As we brushed past the plant closest to the driveway a few ice leaves (and sadly real ones too) fell to the ground.

Here's the other plant, in a large container by the front door. Both plants lost all their leaves during last winter's craziness.

In the back garden the Grevillea miqueliana flopped over and then shed it's ice leaves.

It's upright again now though.

The Grevillea australis also flops quite easily. It's not as quick to upright itself though. There will be some pruning done to this one in the spring.

Grevillea x gaudichaudii during...

And after...

Mangave 'Inkblot' trio.

A few of the bottom leaves are already mush but the center seems solid. I will be quite happily surprised if these live on.

Pachystegia insignis

Appears fine...

The stock tank pond...

Last year the ice was too heavy for the Schefflera brevipedunculata and every leaf petiole (is that the right word?) bent at the base and broke.

Thankfully they made it through this one without that happening.

Abutilon 'Nuabyell' never stopped blooming.

But the Musa Bajoo finally deflated.

The Bocconia frutescens leaves are toast (even the green bits are now brown), it should re-leaf out in the spring though...hopefully. Then again it's reportedly hardy only to 25/30F and we did get down to 23, and it's in a container. Damn.

I swear this Bukiniczia cabulica hasn't grown a single leaf since I planted it last spring.

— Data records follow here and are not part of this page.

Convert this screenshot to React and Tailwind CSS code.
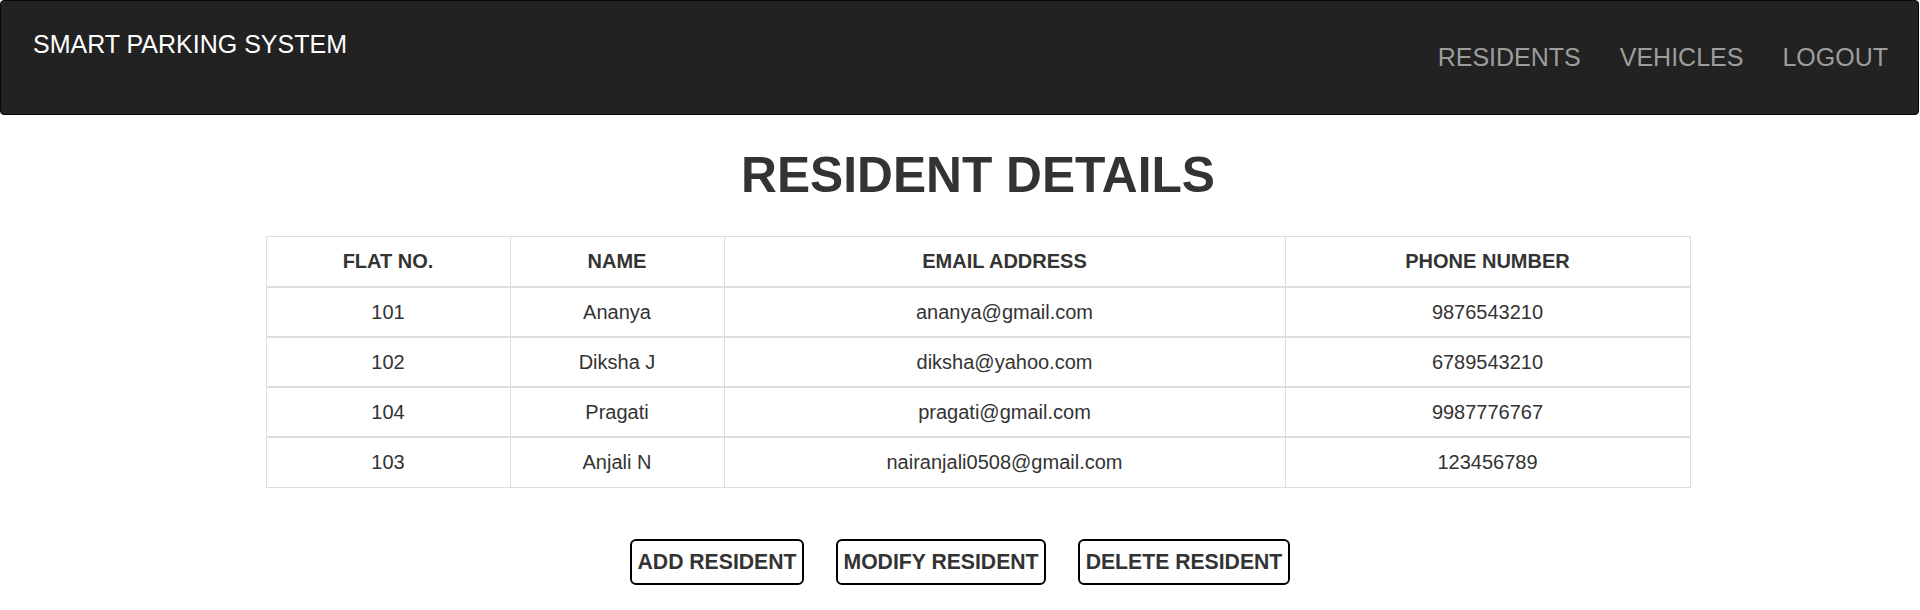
import React from "react";

const residents = [
  { flat: "101", name: "Ananya", email: "ananya@gmail.com", phone: "9876543210" },
  { flat: "102", name: "Diksha J", email: "diksha@yahoo.com", phone: "6789543210" },
  { flat: "104", name: "Pragati", email: "pragati@gmail.com", phone: "9987776767" },
  { flat: "103", name: "Anjali N", email: "nairanjali0508@gmail.com", phone: "123456789" },
];

export default function App() {
  return (
    <div className="min-h-[610px] bg-white text-[#333] font-['Liberation_Sans',Arial,sans-serif]">
      <nav className="w-[1919px] h-[115px] bg-[#222] border border-[#080808] rounded-[4px] flex justify-between items-start">
        <div className="pl-[32px] pt-[31px] text-[25px] leading-none text-white">SMART PARKING SYSTEM</div>
        <ul className="flex gap-[39px] pr-[30px] pt-[44px] text-[25px] leading-none text-[#9d9d9d]">
          <li>RESIDENTS</li>
          <li>VEHICLES</li>
          <li>LOGOUT</li>
        </ul>
      </nav>

      <div className="pl-[36px]">
        <h1 className="mt-[36px] text-center text-[49.7px] leading-none font-bold">RESIDENT DETAILS</h1>
        <table className="mt-[35px] mx-auto w-[1424px] table-fixed border-collapse text-[20px] text-center">
          <thead>
            <tr className="border-t border-[#ddd] border-b-2">
              <th className="w-[244px] h-[51px] border-x border-[#ddd] font-bold">FLAT NO.</th>
              <th className="w-[214px] border-x border-[#ddd] font-bold">NAME</th>
              <th className="w-[561px] border-x border-[#ddd] font-bold">EMAIL ADDRESS</th>
              <th className="w-[405px] border-x border-[#ddd] font-bold">PHONE NUMBER</th>
            </tr>
          </thead>
          <tbody>
            {residents.map((r, i) => (
              <tr
                key={r.flat}
                className={i === residents.length - 1 ? "border-b border-[#ddd]" : "border-b-2 border-[#ddd]"}
              >
                <td className="h-[50px] border-x border-[#ddd]">{r.flat}</td>
                <td className="border-x border-[#ddd]">{r.name}</td>
                <td className="border-x border-[#ddd]">{r.email}</td>
                <td className="border-x border-[#ddd]">{r.phone}</td>
              </tr>
            ))}
          </tbody>
        </table>
      </div>

      <div className="mt-[51px] flex justify-center gap-[32px]">
        <button className="w-[174px] h-[46px] border-2 border-black rounded-[6px] bg-white text-[21.2px] leading-none font-bold text-[#333] flex items-center justify-center">
          ADD RESIDENT
        </button>
        <button className="w-[210px] h-[46px] border-2 border-black rounded-[6px] bg-white text-[21.2px] leading-none font-bold text-[#333] flex items-center justify-center">
          MODIFY RESIDENT
        </button>
        <button className="w-[212px] h-[46px] border-2 border-black rounded-[6px] bg-white text-[21.2px] leading-none font-bold text-[#333] flex items-center justify-center">
          DELETE RESIDENT
        </button>
      </div>
    </div>
  );
}
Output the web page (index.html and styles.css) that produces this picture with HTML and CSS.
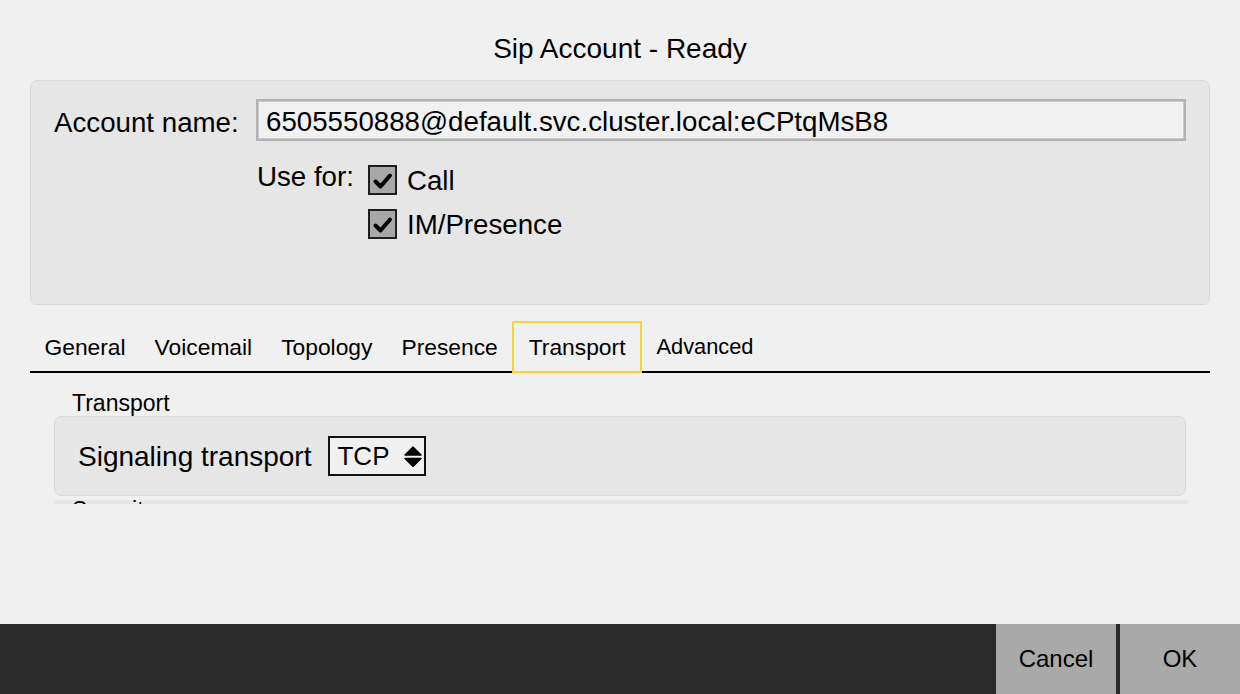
FILE: index.html
```html
<!DOCTYPE html>
<html lang="en">
<head>
<meta charset="utf-8">
<title>Sip Account - Ready</title>
<link rel="stylesheet" href="styles.css">
</head>
<body>
<div class="window">
  <div class="title">Sip Account - Ready</div>

  <div class="account-panel">
    <div class="account-row">
      <div class="account-label">Account name:</div>
      <div class="text-field">6505550888@default.svc.cluster.local:eCPtqMsB8</div>
    </div>
    <div class="usefor-row">
      <div class="usefor-label">Use for:</div>
      <div class="checks">
        <div class="check-row">
          <span class="checkbox"><svg viewBox="0 0 25 26" width="25" height="26"><polyline points="5.5,14.5 10.5,19.5 20,8.5" fill="none" stroke="#000" stroke-width="4" stroke-linecap="round" stroke-linejoin="round"/></svg></span>
          <span class="check-text">Call</span>
        </div>
        <div class="check-row">
          <span class="checkbox"><svg viewBox="0 0 25 26" width="25" height="26"><polyline points="5.5,14.5 10.5,19.5 20,8.5" fill="none" stroke="#000" stroke-width="4" stroke-linecap="round" stroke-linejoin="round"/></svg></span>
          <span class="check-text">IM/Presence</span>
        </div>
      </div>
    </div>
  </div>

  <div class="tabbar">
    <div class="tab">General</div>
    <div class="tab">Voicemail</div>
    <div class="tab">Topology</div>
    <div class="tab">Presence</div>
    <div class="tab tab-active">Transport</div>
    <div class="tab tab-thin">Advanced</div>
  </div>

  <div class="tab-content">
    <div class="group-label">Transport</div>
    <div class="group-box">
      <div class="field-label">Signaling transport</div>
      <div class="combo">
        <span class="combo-text">TCP</span>
        <svg class="combo-arrows" viewBox="0 0 18 21" width="18" height="21"><polygon points="9,1 17,9 1,9" fill="#000" stroke="#000" stroke-width="1.4" stroke-linejoin="round"/><polygon points="1,12.5 17,12.5 9,20.5" fill="#000" stroke="#000" stroke-width="1.4" stroke-linejoin="round"/></svg>
      </div>
    </div>
    <div class="clip-strip">
      <div class="group-label clipped">Security</div>
    </div>
  </div>

  <div class="button-bar">
    <div class="btn">Cancel</div>
    <div class="btn">OK</div>
  </div>
</div>
</body>
</html>
```

FILE: styles.css
```css
* { box-sizing: border-box; }

html, body {
  margin: 0;
  padding: 0;
}

body {
  background: #f0f0f0;
  font-family: "Liberation Sans", Arial, Helvetica, sans-serif;
  color: #000;
}

.window {
  width: 1240px;
  height: 694px;
  display: flex;
  flex-direction: column;
  overflow: hidden;
}

.title {
  height: 80px;
  padding-top: 33px;
  font-size: 28px;
  line-height: 32px;
  text-align: center;
}

.account-panel {
  margin: 0 30px;
  height: 225px;
  border: 1px solid #dadada;
  border-radius: 7px;
  background: #e6e6e6;
  padding: 18px 23px 0 23px;
}

.account-row {
  display: flex;
  align-items: flex-start;
  height: 42px;
}

.account-label {
  width: 202px;
  font-size: 27.7px;
  line-height: 42px;
  padding-top: 3px;
  flex: none;
}

.text-field {
  flex: 1;
  height: 42px;
  border: 2px solid #b3b3b3;
  box-shadow: inset 0 0 0 1px #cacaca;
  background: #f1f1f1;
  padding: 3px 0 0 8px;
  font-size: 27.7px;
  line-height: 35px;
  white-space: nowrap;
  overflow: hidden;
}

.usefor-row {
  display: flex;
  margin-top: 24px;
  padding-left: 203px;
}

.usefor-label {
  font-size: 27.7px;
  line-height: 26px;
  margin-top: -1px;
  margin-right: 14px;
}

.checks {
  display: flex;
  flex-direction: column;
  gap: 14px;
}

.check-row {
  display: flex;
  align-items: center;
  height: 30px;
}

.checkbox {
  width: 29px;
  height: 30px;
  border: 2px solid #1e1e1e;
  background: #a8a8a8;
  display: flex;
  align-items: center;
  justify-content: center;
  margin-right: 10px;
}

.checkbox svg {
  display: block;
}

.check-text {
  font-size: 27.7px;
  line-height: 30px;
  padding-top: 2px;
}

.tabbar {
  margin: 16px 30px 0;
  display: flex;
  border-bottom: 2px solid #000;
  height: 52px;
}

.tab {
  padding: 3px 14.5px 0;
  height: 50px;
  line-height: 46px;
  font-size: 22.8px;
}

.tab-active {
  height: 52px;
  margin-bottom: -2px;
  border: 2px solid #fcd232;
  padding: 1px 14.5px 0;
  line-height: 46px;
}

.tab-thin {
  font-size: 21.8px;
}

.tab-content {
  padding: 18px 0 0 54px;
}

.group-label {
  padding-left: 18px;
  font-size: 23px;
  line-height: 25px;
}

.group-box {
  width: 1132px;
  height: 80px;
  border: 1px solid #dadada;
  border-radius: 7px;
  background: #e6e6e6;
  padding-left: 23px;
  display: flex;
  align-items: center;
}

.field-label {
  font-size: 28px;
  line-height: 34px;
  padding-top: 2px;
  margin-right: 17px;
}

.combo {
  width: 98px;
  height: 40px;
  border: 2px solid #111;
  background: #f0f0f0;
  display: flex;
  align-items: center;
  padding-left: 7px;
}

.combo-text {
  font-size: 26px;
  line-height: 36px;
  width: 67px;
}

.combo-arrows {
  display: block;
}

.clip-strip {
  margin-top: 4px;
  width: 1134px;
  height: 4px;
  overflow: hidden;
  background: #e6e6e6;
}

.clipped {
  line-height: 22px;
  margin-top: -1px;
}

.button-bar {
  margin-top: auto;
  height: 70px;
  background: #2b2b2b;
  display: flex;
  justify-content: flex-end;
  gap: 4px;
}

.btn {
  width: 120px;
  height: 70px;
  background: #a9a9a9;
  font-size: 24px;
  line-height: 70px;
  text-align: center;
}
```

At least it's still alive.

The containerized carnivorous plants should be okay. Although their soil may have froze since they're in a small container and hung on a trellis.

Ceanothus thyrsiflorus 'Zanzibar' with a Cordyline backer. In cold winters the Cordylines die back to the ground. This is all new growth after last winter's cold.

Salvia apiana looks fine.

But the Euphorbia atropurpurea leaves are a funny color and the stem is a little limp. Ugh. I really wanted to see this one bloom.

That Phormium I bragged about having overwintered successfully in the past? Well the weight of the snow and ice did a number on the leaves, bent is not a good look. Hopefully that's the worst of it though.

There were just a few fruit left hanging on the Poncirus trifoliata pre-winter weather event. They've all fallen to the ground now except this one, which found a nice place to balance in-between the spiky branches.

I'm ready for spring!

Weather Diary, Jan 1: Hi 46, Low 29/ Precip 0

All material © 2009-2018 by Loree Bohl for danger garden. Unauthorized reproduction prohibited and just plain rude.


  1. We had Christmas snow here too, as you probably know. Just frost this morning. I keep checking the weather back east in Boston where my son lives. Their overnight low last night was in the single digits and by Friday it will be in the negative numbers. So glad we don't live there any more.

    1. I remember negative numbers (temperatures) in Spokane. No way I want to go back to that.

  2. Ouch, ouch, ouch! I know unexpected weather like that comes as a blow, especially with all you've already done to protect your plants. I understand that the crappy high pressure system that's preventing us from getting any rain is at least partially responsible for delivering a winter wallop elsewhere. It makes the climate change denials like the that recently came from the current tenant of the White House all the more difficult to take. Some of our elected officials need basic instruction in science and the complexities of climate and weather.

    1. Luckily things are looking pretty good out there even though we were under freezing for a substantial period of time. That's when I get really nervous. Science, who would of thought it would be viewed as fake news by our leaders?

  3. And, lucky me! I was there for the whole thing! Cold and icy. Kept me in the house most of the time we were in town. We almost slid into a telephone pole at Cully and Killingsworth as we were trying to leave town. We ended up in the intersection with the cars on Killingsworth just sitting there looking at us. We went back to our daughter's house for an hour before trying again!

    1. Lucky you! Glad your slide didn't result in worse. Ice is so tricky,

  4. Wow, that freezing rain/ice stuff sure did a number on your plants. Fortunately, we only got snow. It was beautiful but, like you, I'm ready for spring.

    1. For a little while on Christmas Eve I thought we were only going to get fluffy snow. But of course then the ice had to make an appearance. Ugh.

  5. My agaves are being punished by the heat and harsh sun so much that they curled into coocons...

  6. Glad the snow and ice didn’t last long. We had a bit of a similar surprise here too on the 27th, fortunately it didn’t linger either. Little episodes are not as damaging.

  7. Oh, boy. Thoughts of spring for you!

    1. I saw some bulb foliage emerging in a neighbor's garden yesterday. And a couple of my Podophyllum are sticking their noses out of the ground. There's hope!

  8. Oh dear, I'm sorry about the plants that suffered. It is fascinating to see which ones made it through just fine. That ice ball on the Edgeworthia bud is an awesome photo. I hope most of your plants will be just fine.

    1. I think they will be. As the weather people kept predicting high temperatures that didn't materialize it was easy to get discouraged, but now that we've had some "warm" days it's looking pretty good out there.

  9. We got about an inch of snow last night but so little and so light that Mark shoveled the driveway clean. Here it is January and we have not had to use the snow blower as we've had so little snow. I am always just amazed to see your garden under snow and to know that many things will be OK. I think your weather is much more quirky than ours.

  10. Glad your winter weather was short lived. We are in a deep freeze around here.